Que ce soit du côté de la direction artistique d’Arcane, de la conception visuelle des personnages emblématiques, Fortiche a eu une certaine liberté, avec la validation finale de Riot. “Il faut qu’on reste fidèle, car on est surveillé par tous les fans. On doit respecter le matériau d’origine, mais on est dans autre chose, on fait du cinéma”, analyse Julien Georgel, directeur artistique d’Arcane. “On n’a pas la même approche qu’un jeu vidéo qui doit être hyper catchy tout de suite. Nous allons enrichir les personnages, l’univers, rendre le tout plus subtil et plus profond pour accompagner la narration plus sérieuse et dramatique dans la série.”
Ambessa, de la série au jeu
Le travail de Fortiche a aussi consisté à ramener plus de détails à des décors, des régions et zones pourtant présentes dans l’univers de League of Legends, mais qu’ils ont pu concevoir plus largement pour “ramener plus d’éléments de la réalité” et rendre le tout “moins caricatural”. Et de s’inspirer des rues de Paris, de l’animation japonaise, du steampunk ou encore de l’artiste tchèque Alfons Mucha.

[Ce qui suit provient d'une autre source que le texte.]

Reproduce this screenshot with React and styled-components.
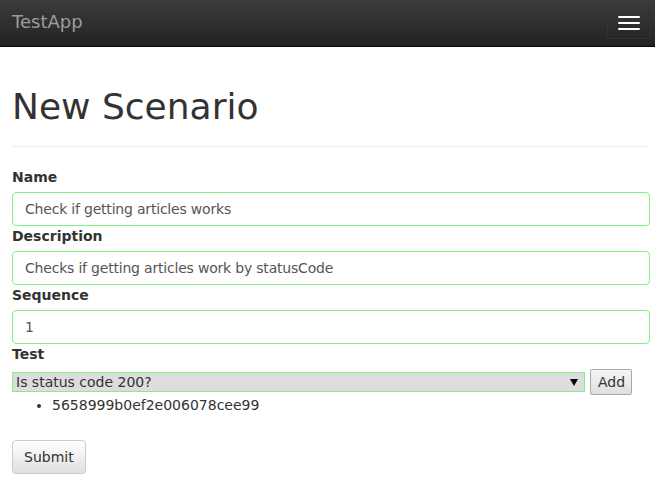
import React from "react";
import styled, { createGlobalStyle } from "styled-components";

const Global = createGlobalStyle`
  html, body { margin: 0; padding: 0; background: #fff; }
  body {
    font-family: "DejaVu Sans", Verdana, sans-serif;
    font-size: 14px;
    line-height: 20px;
    color: #333;
  }
  * { box-sizing: border-box; }
`;

const Navbar = styled.nav`
  height: 47px;
  background: linear-gradient(to bottom, #3c3c3c 0%, #222 100%);
  border-bottom: 1px solid #080808;
  display: flex;
  align-items: flex-start;
  justify-content: space-between;
  padding: 0 4px 0 12px;
`;

const Brand = styled.a`
  font-size: 18px;
  line-height: 20px;
  padding-top: 12px;
  color: #9d9d9d;
  text-decoration: none;
`;

const Toggle = styled.button`
  margin-top: 7px;
  width: 44px;
  height: 32px;
  border: 1px solid #333;
  border-radius: 4px;
  background: transparent;
  display: flex;
  flex-direction: column;
  align-items: center;
  justify-content: center;
  gap: 4px;
  padding: 0;
`;

const Bar = styled.span`
  display: block;
  width: 22px;
  height: 2px;
  border-radius: 1px;
  background: #fff;
`;

const Container = styled.main`
  padding: 0 5px 0 12px;
`;

const PageHeader = styled.div`
  margin: 40px 0 20px;
  padding-bottom: 9px;
  border-bottom: 1px solid #eee;
`;

const H1 = styled.h1`
  margin: 0 0 10px;
  font-size: 36px;
  font-weight: 500;
  line-height: 1.1;
  color: #333;
`;

const Label = styled.label`
  display: block;
  font-weight: bold;
  margin-bottom: 5px;
`;

const Input = styled.input`
  display: block;
  width: 100%;
  height: 34px;
  padding: 6px 12px;
  font-family: inherit;
  font-size: 14px;
  letter-spacing: -0.2px;
  line-height: 20px;
  color: #555;
  background: #fff;
  border: 1px solid #7ff27f;
  border-radius: 4px;
  outline: none;
`;

const TestRow = styled.div`
  display: flex;
  align-items: center;
  gap: 5px;
  height: 26px;
`;

const SelectWrap = styled.div`
  position: relative;
  width: 573px;
  height: 20px;
`;

const Select = styled.select`
  appearance: none;
  -webkit-appearance: none;
  width: 100%;
  height: 20px;
  margin: 0;
  padding: 0 20px 0 3px;
  font-family: inherit;
  font-size: 14px;
  line-height: 18px;
  color: #333;
  background: #dddddd;
  border: 1px solid #7ff27f;
  border-radius: 0;
  outline: none;
`;

const Arrow = styled.svg`
  position: absolute;
  right: 7px;
  top: 7px;
  pointer-events: none;
`;

const SmallButton = styled.button`
  height: 26px;
  padding: 0 6px 0 7px;
  font-family: inherit;
  font-size: 14px;
  color: #333;
  background: linear-gradient(to bottom, #f6f6f6, #dedede);
  border: 1px solid #a9a9a9;
  border-radius: 2px;
`;

const List = styled.ul`
  margin: 0 0 10px;
  padding-left: 40px;
`;

const Item = styled.li`
  line-height: 20px;
`;

const SubmitButton = styled.button`
  margin-top: 15px;
  height: 34px;
  padding: 6px 11px;
  font-family: inherit;
  font-size: 14px;
  line-height: 20px;
  color: #333;
  background: linear-gradient(to bottom, #fff 0%, #e0e0e0 100%);
  border: 1px solid #ccc;
  border-radius: 4px;
  box-shadow: inset 0 1px 0 rgba(255,255,255,.15), 0 1px 1px rgba(0,0,0,.075);
`;

export default function App() {
  return (
    <>
      <Global />
      <Navbar>
        <Brand href="#">TestApp</Brand>
        <Toggle aria-label="menu">
          <Bar />
          <Bar />
          <Bar />
        </Toggle>
      </Navbar>
      <Container>
        <PageHeader>
          <H1>New Scenario</H1>
        </PageHeader>
        <form onSubmit={(e) => e.preventDefault()}>
          <Label>Name</Label>
          <Input defaultValue="Check if getting articles works" />
          <Label>Description</Label>
          <Input defaultValue="Checks if getting articles work by statusCode" />
          <Label>Sequence</Label>
          <Input defaultValue="1" />
          <Label>Test</Label>
          <TestRow>
            <SelectWrap>
              <Select defaultValue="a">
                <option value="a">Is status code 200?</option>
              </Select>
              <Arrow width="8" height="7" viewBox="0 0 8 7">
                <path d="M0 0 H8 L4 7 Z" fill="#000" />
              </Arrow>
            </SelectWrap>
            <SmallButton type="button">Add</SmallButton>
          </TestRow>
          <List>
            <Item>5658999b0ef2e006078cee99</Item>
          </List>
          <SubmitButton type="submit">Submit</SubmitButton>
        </form>
      </Container>
    </>
  );
}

Mais “C’est une vraie bonne collaboration, c’est-à-dire que ça reste toujours eux qui valident au final, mais on avait quand même des sujets, des personnages ou des éléments qu’on a pu apporter”, se félicite Julien Georgel qui avoue que c’est parfois Fortiche qui a dû freiner les ambitions visuelles de Riot. Le studio français a réussi à apporter sa touche à LoL. Avec notamment le personnage d’Ambessa, aperçu dans la série. Elle est une création visuelle de Fortiche, conçue par les scénaristes. “On l’a créée chez Fortiche et on lui a donné toute sa dimension de puissance et de guerrière. Et maintenant, elle fait partie du jeu. On a réussi à pousser la collaboration jusque-là aussi”, annonce fièrement Christine Ponzevera.

Mais l’une des plus grandes fiertés de Fortiche, c’est aussi d’avoir su fédérer les joueurs dans les pas de sa créativité. “On est ravi qu’ils trouvent autant de joie et de plaisir à décortiquer le travail qui a été fait sur l’image, sur les histoires, le soin et la qualité artistique, pour retrouver ce qu’ils aiment le plus dans le jeu,” se félicite Christine Ponzevera, ajoutant que les équipes ont même glissé des easter eggs dans la série pour ravir les plus connaisseurs.
La saison 2 ne devrait donc pas les décevoir. Commencé avant que la saison 1 ne soit diffusée, elle vient boucler un arc narratif autour de l’histoire de Vi et sa sœur Jinx, de ce conflit entre Piltover la ville riche et Zaun, les insalubres bas-fonds. “Le vrai challenge, c’était de bien finir cette histoire, pousser les émotions et pousser le spectacle en respectant la confiance placée en nous”, résume-t-elle. "Même si on n'a apporté quelques petits changements visuels, donné une sensation plus sombre, on espère ne pas décevoir ni les joueurs ni les fans de la série."